Diante disso, por questões de coerência e em nome da segurança jurídica e da estabilidade das decisões, creio que, até que a questão fique mais clara, o melhor a ser feito é manter o entendimento que há anos vem sendo adotado pelo TCU e pelo próprio STF, no sentido de considerar imprescritíveis as ações de ressarcimento ao erário.
Não se trata, cabe registrar, de desrespeito ou ignorância ao entendimento firmado pela Suprema Corte, tampouco de se fixar qualquer jurisprudência sobre a sua abrangência neste momento. Apenas entendo que, em face da falta de elementos suficientes que nos permitam aplicar a nova tese do STF de imediato e dada a possiblidade de modulação da decisão, não seria produtivo, e causaria enorme incerteza, se este Tribunal revisse sua atuação e logo depois a alterasse novamente.

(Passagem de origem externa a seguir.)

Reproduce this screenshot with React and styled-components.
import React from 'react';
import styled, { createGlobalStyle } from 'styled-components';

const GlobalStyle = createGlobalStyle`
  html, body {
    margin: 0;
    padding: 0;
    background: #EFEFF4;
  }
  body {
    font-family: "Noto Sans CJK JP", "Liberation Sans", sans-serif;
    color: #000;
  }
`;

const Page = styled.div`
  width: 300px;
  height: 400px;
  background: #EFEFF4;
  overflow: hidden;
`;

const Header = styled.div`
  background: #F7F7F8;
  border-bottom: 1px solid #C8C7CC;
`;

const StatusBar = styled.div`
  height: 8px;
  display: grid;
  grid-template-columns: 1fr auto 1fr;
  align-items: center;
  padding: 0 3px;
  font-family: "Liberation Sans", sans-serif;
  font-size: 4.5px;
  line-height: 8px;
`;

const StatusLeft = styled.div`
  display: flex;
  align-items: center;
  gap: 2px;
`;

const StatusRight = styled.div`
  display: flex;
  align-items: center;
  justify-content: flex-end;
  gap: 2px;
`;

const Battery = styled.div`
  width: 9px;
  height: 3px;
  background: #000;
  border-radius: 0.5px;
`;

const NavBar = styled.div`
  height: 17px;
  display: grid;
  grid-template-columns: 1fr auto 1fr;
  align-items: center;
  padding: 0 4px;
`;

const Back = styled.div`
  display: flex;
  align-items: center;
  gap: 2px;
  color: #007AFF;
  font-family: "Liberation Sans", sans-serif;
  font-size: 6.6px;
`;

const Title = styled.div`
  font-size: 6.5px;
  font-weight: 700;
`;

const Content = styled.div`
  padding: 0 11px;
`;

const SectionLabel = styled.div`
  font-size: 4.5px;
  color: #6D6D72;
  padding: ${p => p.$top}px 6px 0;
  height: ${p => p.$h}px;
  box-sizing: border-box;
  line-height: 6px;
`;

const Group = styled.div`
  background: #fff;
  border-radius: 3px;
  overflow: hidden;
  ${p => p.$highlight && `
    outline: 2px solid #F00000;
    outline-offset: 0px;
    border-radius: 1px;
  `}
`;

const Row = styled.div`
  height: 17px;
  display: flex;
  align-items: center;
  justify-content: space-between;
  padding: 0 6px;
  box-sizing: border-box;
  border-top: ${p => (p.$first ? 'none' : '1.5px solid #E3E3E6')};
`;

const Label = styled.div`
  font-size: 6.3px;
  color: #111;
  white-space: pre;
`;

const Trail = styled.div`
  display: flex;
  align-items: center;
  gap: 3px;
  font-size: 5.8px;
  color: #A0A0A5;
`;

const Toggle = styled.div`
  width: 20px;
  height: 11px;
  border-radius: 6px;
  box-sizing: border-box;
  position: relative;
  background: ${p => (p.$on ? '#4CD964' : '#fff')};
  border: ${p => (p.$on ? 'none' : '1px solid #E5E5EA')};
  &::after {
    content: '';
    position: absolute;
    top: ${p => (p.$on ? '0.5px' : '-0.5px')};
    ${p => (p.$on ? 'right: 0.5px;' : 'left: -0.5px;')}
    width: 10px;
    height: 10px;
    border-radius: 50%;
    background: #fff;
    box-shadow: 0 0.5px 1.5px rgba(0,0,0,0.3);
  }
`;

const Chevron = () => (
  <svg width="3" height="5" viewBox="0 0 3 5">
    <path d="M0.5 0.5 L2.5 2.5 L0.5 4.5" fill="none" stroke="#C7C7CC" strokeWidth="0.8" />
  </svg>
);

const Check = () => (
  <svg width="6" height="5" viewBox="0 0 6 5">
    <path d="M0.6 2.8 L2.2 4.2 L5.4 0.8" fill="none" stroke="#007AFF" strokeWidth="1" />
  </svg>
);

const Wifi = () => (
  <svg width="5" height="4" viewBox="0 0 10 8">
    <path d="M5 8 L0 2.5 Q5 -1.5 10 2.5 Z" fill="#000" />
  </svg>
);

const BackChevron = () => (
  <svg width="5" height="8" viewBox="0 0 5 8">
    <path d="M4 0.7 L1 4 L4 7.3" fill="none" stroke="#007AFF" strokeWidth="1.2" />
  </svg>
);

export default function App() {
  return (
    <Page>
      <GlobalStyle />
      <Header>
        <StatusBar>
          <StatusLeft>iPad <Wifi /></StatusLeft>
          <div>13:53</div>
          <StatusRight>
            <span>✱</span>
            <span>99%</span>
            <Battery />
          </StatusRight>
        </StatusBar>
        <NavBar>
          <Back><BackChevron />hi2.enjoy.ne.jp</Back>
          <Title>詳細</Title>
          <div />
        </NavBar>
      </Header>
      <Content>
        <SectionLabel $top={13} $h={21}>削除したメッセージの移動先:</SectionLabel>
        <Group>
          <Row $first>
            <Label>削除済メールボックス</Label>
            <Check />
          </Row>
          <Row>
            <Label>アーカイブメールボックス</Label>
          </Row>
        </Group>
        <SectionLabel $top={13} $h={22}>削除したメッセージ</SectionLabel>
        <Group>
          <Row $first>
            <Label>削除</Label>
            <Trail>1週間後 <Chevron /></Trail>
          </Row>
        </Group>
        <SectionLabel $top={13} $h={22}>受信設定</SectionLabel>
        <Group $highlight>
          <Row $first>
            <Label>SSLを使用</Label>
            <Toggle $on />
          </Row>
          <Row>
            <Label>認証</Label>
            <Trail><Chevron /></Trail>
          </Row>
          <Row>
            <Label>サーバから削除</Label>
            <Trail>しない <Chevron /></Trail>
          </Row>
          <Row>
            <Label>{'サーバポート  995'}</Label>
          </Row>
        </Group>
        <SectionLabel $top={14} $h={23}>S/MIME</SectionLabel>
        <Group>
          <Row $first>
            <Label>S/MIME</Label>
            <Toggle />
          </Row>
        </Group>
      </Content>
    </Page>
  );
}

Por fim, com relação à suposta expectativa registrada no recurso, no sentido de obter documentos com vistas ao exercício do direito de ampla defesa e do contraditório, verifico que, não obstante o decurso de cinco meses desde o mencionado deferimento judicial, o embargante não apresentou a este Tribunal novos documentos, aptos a alterar o juízo formulado. Nesse caso, não obstante a preclusão consumativa quanto ao recurso de reconsideração, há ainda, à disposição do embargante, a possibilidade de interposição de recursos de revisão.
De tal modo que, inexistindo quaisquer contradições, obscuridades, omissões ou quaisquer outros vícios a serem sanados na deliberação atacada, devem ser rejeitados os presentes embargos.
Ante o exposto, voto por que o Tribunal adote o Acórdão que ora submeto à deliberação deste Colegiado.
TCU, Sala das Sessões Ministro Luciano Brandão Alves de Souza, em 11 de agosto de 2020.